We got insights on everything from The Decision to Pat Riley banning chocolate chip cookies, Bronny’s development, and, yes, even the feud with Stephen A. LeBron didn’t always shine (sorry Brian Windhorst), but ESPN likely couldn’t be happier with the interview, the publicity, and the number of views received on linear, digital, social, and everywhere in between.

What does it say about the pair that Pat McAfee could make more meaningful news in a one-hour interview with LeBron James than Stephen A. Smith has over the entire last month?

Even for those who cover sports media, the constant churn of Stephen A. Smith news has reached absurd levels of exhaustion — especially this month. There was his feud with James, his feud with Robert Griffin III, his feud with Draymond Green, his new ESPN contract, and his continued grand political tour of conservative media personalities and constant talk about running for president. Add on top of that things like challenging President Donald Trump to a DEI debate and trying to resuscitate the career of former First Take partner Skip Bayless and it has become a content tsunami like we’ve never seen before.

There is almost a Trumpian-level strategy happening right before our eyes, where Stephen A. Smith is attempting to flood the zone with anything and everything imaginable. And it may be working to lift his political profile.
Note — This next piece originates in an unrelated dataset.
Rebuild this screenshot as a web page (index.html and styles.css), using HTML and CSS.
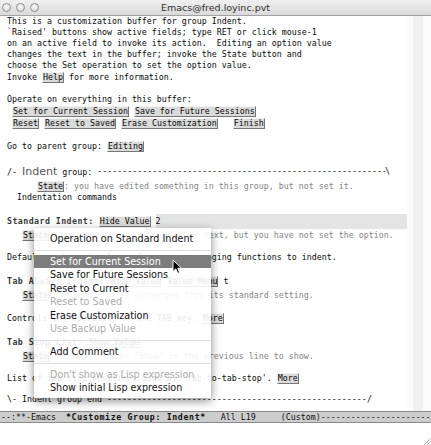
FILE: index.html
```html
<!DOCTYPE html>
<html>
<head>
<meta charset="utf-8">
<link rel="stylesheet" href="styles.css">
</head>
<body>
<div class="window">
  <div class="titlebar">
    <div class="lights"><span class="light"></span><span class="light"></span><span class="light"></span></div>
    <div class="title">Emacs@fred.loyinc.pvt</div>
    <div></div>
  </div>
  <div class="main">
    <div class="buffer">
      <div class="line">This is a customization buffer for group Indent.</div>
      <div class="line">`Raised' buttons show active fields; type RET or click mouse-1</div>
      <div class="line">on an active field to invoke its action.  Editing an option value</div>
      <div class="line">changes the text in the buffer; invoke the State button and</div>
      <div class="line">choose the Set operation to set the option value.</div>
      <div class="line b">Invoke <span class="btn">Help</span> for more information.</div>
      <div class="line"></div>
      <div class="line">Operate on everything in this buffer:</div>
      <div class="line b"> <span class="btn">Set for Current Session</span> <span class="btn">Save for Future Sessions</span></div>
      <div class="line b"> <span class="btn">Reset</span> <span class="btn">Reset to Saved</span> <span class="btn">Erase Customization</span>   <span class="btn">Finish</span></div>
      <div class="line"></div>
      <div class="line b">Go to parent group: <span class="btn">Editing</span></div>
      <div class="line"></div>
      <div class="line hdr"><span>/- <span class="gtag">Indent</span> group: </span><span class="dashes">--------------------------------------------------------------------------------------------------------</span><span>\</span></div>
      <div class="line b">      <span class="btn">State</span><span class="doc">: you have edited something in this group, but not set it.</span></div>
      <div class="line">  Indentation commands</div>
      <div class="line"></div>
      <div class="line tag row"><span><span class="vtag">Standard Indent:</span> <span class="btn">Hide Value</span> </span><span class="field">2</span></div>
      <div class="line b">   <span class="btn">State</span><span class="doc">: you have edited the value as text, but you have not set the option.</span></div>
      <div class="line"></div>
      <div class="line">Default number of columns for margin-changing functions to indent.</div>
      <div class="line"></div>
      <div class="line tag"><span class="vtag">Tab Always Indent:</span> <span class="btn">Hide Value</span> <span class="btn">Value Menu</span> t</div>
      <div class="line b">   <span class="btn">State</span><span class="doc">: this option is unchanged from its standard setting.</span></div>
      <div class="line"></div>
      <div class="line b">Controls the operation of the TAB key. <span class="btn">More</span></div>
      <div class="line"></div>
      <div class="line tag"><span class="vtag">Tab Stop List:</span> <span class="btn">Show Value</span></div>
      <div class="line b">   <span class="btn">State</span><span class="doc">: hidden, invoke "Show" in the previous line to show.</span></div>
      <div class="line short"></div>
      <div class="line b">List of tab stop positions used by `tab-to-tab-stop'. <span class="btn">More</span></div>
      <div class="line short"></div>
      <div class="line end"><span>\- Indent group end </span><span class="dashes">--------------------------------------------------------------------------------------------------------</span><span>/</span></div>
      <div class="line"></div>
    </div>
    <div class="scroll"><div class="s1"></div><div class="s2"></div><div class="s3"></div></div>
  </div>
  <div class="modeline"><span>--:**-Emacs  <b>*Customize Group: Indent*</b>   All L19     (Custom)</span><span class="dashes">--------------------------------------------------------------------------------------</span></div>
  <div class="mini">
    <svg class="grip" width="9" height="9" viewBox="0 0 9 9"><path d="M8.5 1.5 L1.5 8.5 M8.5 4.5 L4.5 8.5 M8.5 7 L7 8.5" stroke="#9a9a9a" stroke-width="0.8" fill="none"/></svg>
  </div>

  <div class="menu">
    <div class="item">Operation on Standard Indent</div>
    <div class="sep"></div>
    <div class="item hl">Set for Current Session</div>
    <div class="item">Save for Future Sessions</div>
    <div class="item">Reset to Current</div>
    <div class="item dis">Reset to Saved</div>
    <div class="item">Erase Customization</div>
    <div class="item dis">Use Backup Value</div>
    <div class="sep"></div>
    <div class="item">Add Comment</div>
    <div class="sep"></div>
    <div class="item dis">Don't show as Lisp expression</div>
    <div class="item">Show initial Lisp expression</div>
  </div>
  <svg class="cursor" width="12" height="16" viewBox="0 0 12 16"><path d="M1 1 L1 12.5 L3.8 9.8 L5.8 14.3 L7.6 13.5 L5.7 9.2 L9.4 9.2 Z" fill="#000" stroke="#fff" stroke-width="0.9" stroke-linejoin="round"/></svg>
</div>
</body>
</html>
```

FILE: styles.css
```css
html, body {
  margin: 0;
  padding: 0;
  background: #ffffff;
}
body {
  width: 431px;
  height: 445px;
  overflow: hidden;
}
.window {
  position: relative;
  width: 431px;
  height: 445px;
  background: #ffffff;
  font-family: "DejaVu Sans Mono", "Liberation Mono", monospace;
}
.titlebar {
  height: 15px;
  border-bottom: 1px solid #a2a2a2;
  background: linear-gradient(#f0f0f0, #dadada);
  display: grid;
  grid-template-columns: 1fr auto 1fr;
  align-items: center;
}
.lights {
  display: flex;
  gap: 5px;
  padding-left: 2px;
}
.light {
  width: 9px;
  height: 9px;
  border-radius: 50%;
  border: 1px solid #8e8e8e;
  box-sizing: border-box;
  background: radial-gradient(circle at 50% 35%, #fafafa, #d4d4d4);
}
.title {
  font-family: "DejaVu Sans", sans-serif;
  font-size: 9.5px;
  color: #303030;
  white-space: nowrap;
}
.main {
  display: flex;
  height: 395px;
}
.buffer {
  width: 407px;
  padding-left: 7px;
  box-sizing: border-box;
  font-size: 8.3px;
  color: #0a0a0a;
  overflow: hidden;
}
.line {
  height: 11px;
  line-height: 11px;
  white-space: pre;
}
.line.short { height: 10px; }
.line.b { height: 12px; line-height: 12px; }
.line.tag { height: 15px; line-height: 15px; }
.line.hdr { height: 17px; line-height: 17px; }
.row { display: flex; }
.hdr, .end {
  display: flex;
}
.hdr { width: 383px; }
.end { width: 365px; }
.dashes {
  flex: 1;
  overflow: hidden;
}
.btn {
  display: inline-block;
  line-height: 9px;
  background: #dadada;
  border: 1px solid;
  border-color: #f2f2f2 #767676 #767676 #f2f2f2;
}
.doc { color: #858585; }
.vtag {
  font-weight: bold;
  letter-spacing: 0.42px;
  color: #3a3a3a;
}
.gtag {
  font-family: "DejaVu Sans", sans-serif;
  font-size: 11px;
  color: #555555;
}
.field {
  flex: 1;
  background: #e4e4e4;
}
.scroll {
  flex: 1;
  display: flex;
}
.s1 { width: 6px; background: #fbfbfb; }
.s2 { width: 10px; background: #f0f0f0; }
.s3 { flex: 1; background: #fbfbfb; }
.modeline {
  height: 10px;
  line-height: 10px;
  background: #cdcdcd;
  border-top: 1px solid #8a8a8a;
  border-bottom: 1px solid #8a8a8a;
  font-size: 8.3px;
  color: #111111;
  white-space: pre;
  display: flex;
  padding-left: 1px;
}
.modeline b { letter-spacing: 0.6px; }
.modeline .dashes { flex: 1; overflow: hidden; }
.mini {
  height: 23px;
  display: flex;
  justify-content: flex-end;
  align-items: flex-end;
}
.grip { display: block; }
.menu {
  position: absolute;
  left: 34px;
  top: 228px;
  width: 177px;
  padding: 4px 0 3px 0;
  background: rgba(255, 255, 255, 0.9);
  box-shadow: 0 3px 9px rgba(0, 0, 0, 0.45);
  font-family: "DejaVu Sans", sans-serif;
  font-size: 9.6px;
  color: #111111;
}
.item {
  height: 13.4px;
  line-height: 13.4px;
  padding-left: 16px;
  white-space: nowrap;
}
.item.hl { background: #7d7d7d; color: #ffffff; }
.item.dis { color: #ababab; }
.sep {
  height: 9.6px;
  display: flex;
  align-items: center;
}
.sep::after {
  content: "";
  flex: 1;
  height: 1px;
  background: #dcdcdc;
}
.cursor {
  position: absolute;
  left: 172px;
  top: 259px;
}
```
His dalliances with running for POTUS and becoming a mainstream political commentator have seen him become a shiny new object, especially to a curious conservative media. But where he made his name in the sports world, it has produced an overwhelming sense of fatigue.

Sure, Pat McAfee isn’t exactly underexposed in his own right. After all, he has his own daily show, WWE Raw announcing gig, and College GameDay job. And while his own heightened sense of self-awareness can put himself at the center of headlines (Norby Williamson, NFL Draft drama, Caitlin Clark, Aaron Rodgers, etc.), he makes a point to sell himself as your fun-loving sports outlet… at least if you aren’t on the List of McAfee like his former NFL team for example. He’s the guy that can get the big get. He’s the guy that can get the quotes. He’s the guy that athletes want to talk to and fans want to watch.

What would you choose as a sports fan? Endure another rant and controversy of the day with Stephen A. Smith where he talks to the camera to for 15 minutes straight to soothe his own ego, or sit and chill with Pat McAfee and LeBron James? What social media video would you watch? What article would you click on? If ESPN is selling these two visions for what the present and future of sports talk can be, the more appealing choice is pretty clear.

During his (unsurprisingly) public contract maneuvering, Stephen A. Smith was very clear that he wanted to be the highest-paid personality at ESPN and surpass Pat McAfee’s massive deal. But in just one hour, McAfee proved he’s currently the most valuable personality at ESPN.